В каком-то смысле вся жизнь человека вишудхи есть творчество, но оно отличается от творчества анахаты тем, что в нем всегда уделяется пристальное внимание инструментам, техникам и восприятию объекта и мира как состоящих из сложным образом соединенных и соподчиненых частей и элементов. С этими элементами и связями и работает человек вишудхи, пользуясь инструментами, которые являются более тонкой частью мира. Его творчество никогда не бывает локальным, оно всегда какими-то гранями и формами согласуется с судьбой всего мира, и поэтому творчество на вишудхе не бывает чересчур конкретно — прагматичным и целенаправленным; у него, как правило, возникают различные побочные результаты, а у вишудховских творений есть особые качества, которые делают их применимыми к гораздо более широкой сфере, чем это могло предполагаться в начале. Как заметил еще Марк Твен, у книг есть масса разнообразных применений, например, тонкие книги можно подкладывать под ножку стола, чтобы он не качался, а толстой книгой можно, подкравшись сзади, внезапно ударить по голове своего приятеля, чтобы он, наконец, вошел в разум и признал вашу правоту.

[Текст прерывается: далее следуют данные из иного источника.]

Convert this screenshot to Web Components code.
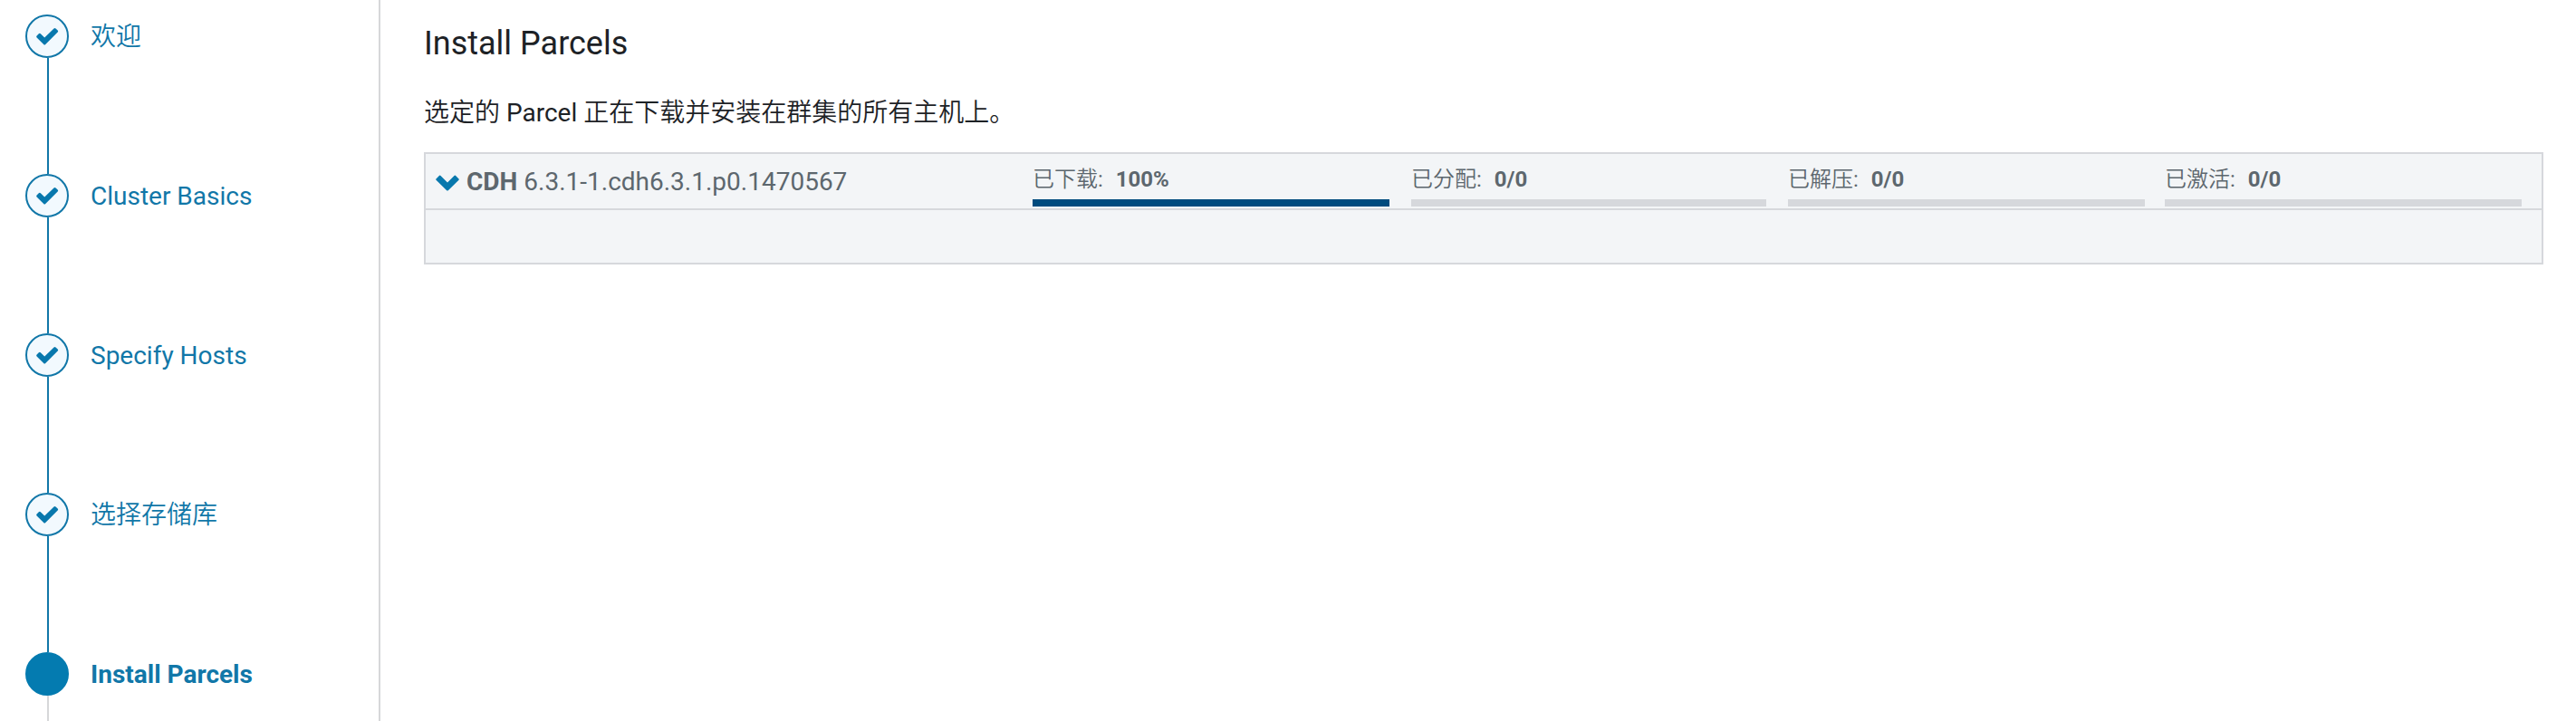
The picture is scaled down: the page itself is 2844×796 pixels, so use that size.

Свобода творчества глазами человека вишудхи есть нечто несуществующее: у творчества всегда есть конкретная цель и наиболее точный путь к ее достижению, который приводит к наиболее адекватному результату, а все остальные пути приводят к менее адекватным, менее красивым и менее изящным результатам и являются лишь приблизительным достижением цели. Таким образом, свобода существует между высококачественным и низкокачественным исполнением задания, и как таковая она человека вишудхи не интересует. Все необходимые для его творчества знания и инструменты у него есть, а если ему не хватает личной энергии для того, чтобы адекватно разрешить поставленную им самим и миром задачу, он может, конечно, отнести это к своей свободе, но в таком понимании она ему не очень-то и нужна.